The FCS is designed such that centre stick means no manoeuvre is commanded, i.e. the aeroplane flies a gravity corrected load factor that keeps the flight path constant. The pitch stick extremes command the positive or negative alpha or load factor limits for the particular mass, flight condition and configuration. There is a variable "dead band" at the pitch stick extreme to keep the stick force per g constant for the variable g limits. For roll stick, centre commands no roll rate. Full roll stick commands the roll rate authority for the particular flight condition, config and mass. Roll rate vs stick force/displacement is a nonlinear function.

One other thing to note is that there are alpha limits for the "auto trim". So, if a pilot was to fly straight and level and let the aeroplane decelerate, the flight path would remain constant (the aeroplane would increase alpha to ensure this). Once the auto trim alpha limit is reached, the aeroplane sort of behaves like it has conventional static stability and will nose over at the trimmed alpha limit. The pilot has to pull to get more alpha.

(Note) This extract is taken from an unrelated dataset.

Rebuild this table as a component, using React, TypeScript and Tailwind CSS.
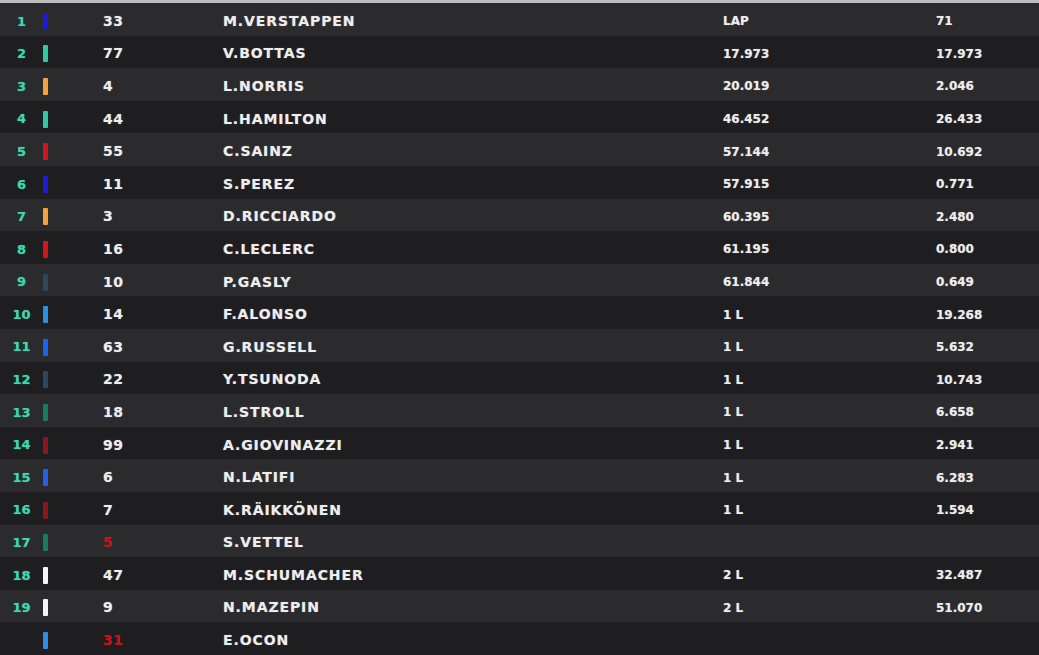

Designed to be as simple and easy to fly as possible.

Avionker
26th Jan 2012, 14:18
For the system I am familiar with (on a pointy, grey aeroplane), there is no artificial feel. Basically, the more you pull or push, the harder it gets to do so. If I recall, the relationship between stick force and displacement is linear. I think there is a damping force too. There is a breakout force to get away from centre stick.

Would that not be regarded as artificial feel then, if it feels as though the stick is actually connected to something? And surely the increasing force required to move the stick further from the centre point is simulating aerodynamic forces to some extent?

FCSoverride
26th Jan 2012, 14:56
There is no feedback to the stick. It is just a spring and damper. Is it artificial feel? I leave that to be answered by pilots.

John Farley
26th Jan 2012, 16:49
You are right of course but I was trying to use an acronym that many people are familiar with rather than one that could easily turn them off so that they learned nowt.

I guess to keep he all knowing happy I should have said:

"Q feel means the feel offered is related to IAS squared."

I must do better next time.

Dan Winterland
26th Jan 2012, 17:02
I (think) knew what you meant John.

But how does it feel in a hover when the IAS/EAS is zero?

John Farley
26th Jan 2012, 21:19
Dan

Dunno...bit like a funny dream without the mess I guess.

Obi Offiah
13th Feb 2012, 20:51
One other thing to note is that there are alpha limits for the "auto trim". So, if a pilot was to fly straight and level and let the aeroplane decelerate, the flight path would remain constant (the aeroplane would increase alpha to ensure this). Once the auto trim alpha limit is reached, the aeroplane sort of behaves like it has conventional static stability and will nose over at the trimmed alpha limit. The pilot has to pull to get more alpha.

This is why the high alpha passes witnessed at airshows, are flown with the pilot applying back pressure to the stick.